### [Data]
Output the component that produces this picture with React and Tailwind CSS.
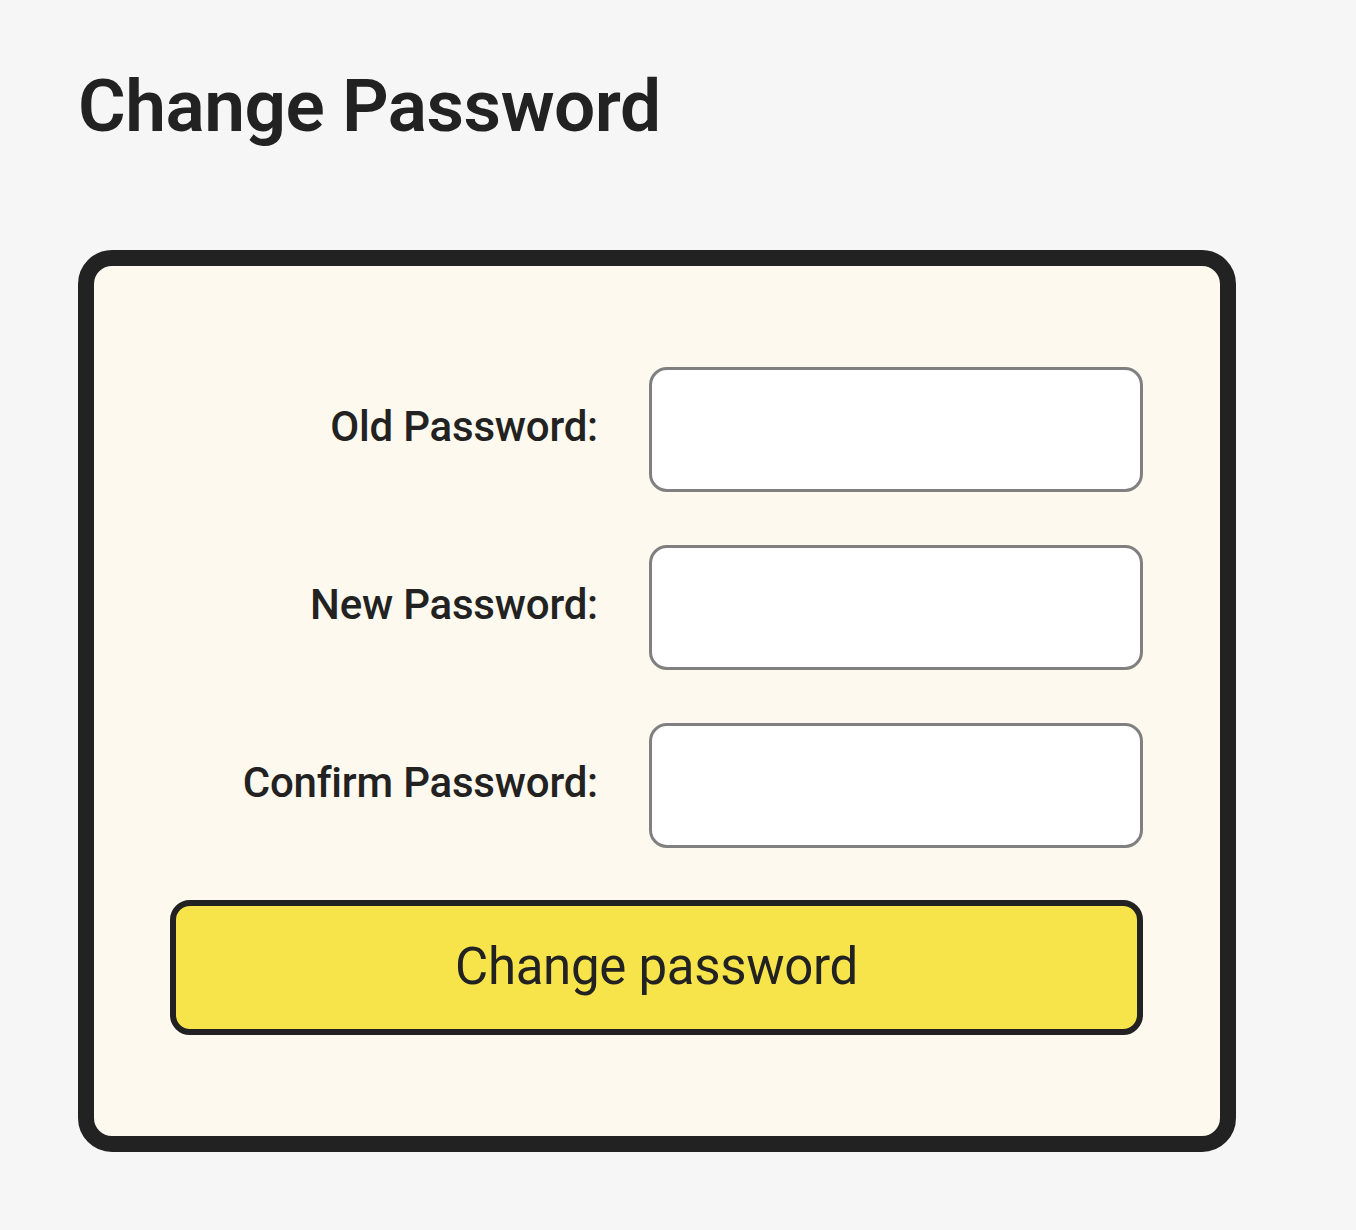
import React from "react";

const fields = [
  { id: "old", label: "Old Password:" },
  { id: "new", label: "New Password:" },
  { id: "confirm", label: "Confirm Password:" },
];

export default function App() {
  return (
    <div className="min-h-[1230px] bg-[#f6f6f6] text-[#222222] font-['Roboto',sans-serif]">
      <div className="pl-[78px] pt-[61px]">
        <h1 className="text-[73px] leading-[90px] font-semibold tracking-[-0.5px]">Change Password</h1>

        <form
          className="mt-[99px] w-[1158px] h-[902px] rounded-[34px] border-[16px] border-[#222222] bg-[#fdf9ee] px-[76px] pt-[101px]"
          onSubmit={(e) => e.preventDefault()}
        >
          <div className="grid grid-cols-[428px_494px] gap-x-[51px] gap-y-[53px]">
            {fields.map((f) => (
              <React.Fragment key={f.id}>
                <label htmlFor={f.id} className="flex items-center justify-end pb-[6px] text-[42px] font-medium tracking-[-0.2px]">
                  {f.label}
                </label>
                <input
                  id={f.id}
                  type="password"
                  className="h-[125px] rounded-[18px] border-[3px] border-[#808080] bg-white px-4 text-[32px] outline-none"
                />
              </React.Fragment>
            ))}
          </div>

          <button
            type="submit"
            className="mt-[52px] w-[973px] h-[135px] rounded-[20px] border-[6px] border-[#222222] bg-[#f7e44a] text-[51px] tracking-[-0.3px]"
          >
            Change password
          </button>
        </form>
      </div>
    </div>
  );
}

### [Objective]
Return the full material word for word. Do not include the pictures.

### [Response to this task]
Output the component that produces this picture with React and Tailwind CSS.
import React from "react";

const fields = [
  { id: "old", label: "Old Password:" },
  { id: "new", label: "New Password:" },
  { id: "confirm", label: "Confirm Password:" },
];

export default function App() {
  return (
    <div className="min-h-[1230px] bg-[#f6f6f6] text-[#222222] font-['Roboto',sans-serif]">
      <div className="pl-[78px] pt-[61px]">
        <h1 className="text-[73px] leading-[90px] font-semibold tracking-[-0.5px]">Change Password</h1>

        <form
          className="mt-[99px] w-[1158px] h-[902px] rounded-[34px] border-[16px] border-[#222222] bg-[#fdf9ee] px-[76px] pt-[101px]"
          onSubmit={(e) => e.preventDefault()}
        >
          <div className="grid grid-cols-[428px_494px] gap-x-[51px] gap-y-[53px]">
            {fields.map((f) => (
              <React.Fragment key={f.id}>
                <label htmlFor={f.id} className="flex items-center justify-end pb-[6px] text-[42px] font-medium tracking-[-0.2px]">
                  {f.label}
                </label>
                <input
                  id={f.id}
                  type="password"
                  className="h-[125px] rounded-[18px] border-[3px] border-[#808080] bg-white px-4 text-[32px] outline-none"
                />
              </React.Fragment>
            ))}
          </div>

          <button
            type="submit"
            className="mt-[52px] w-[973px] h-[135px] rounded-[20px] border-[6px] border-[#222222] bg-[#f7e44a] text-[51px] tracking-[-0.3px]"
          >
            Change password
          </button>
        </form>
      </div>
    </div>
  );
}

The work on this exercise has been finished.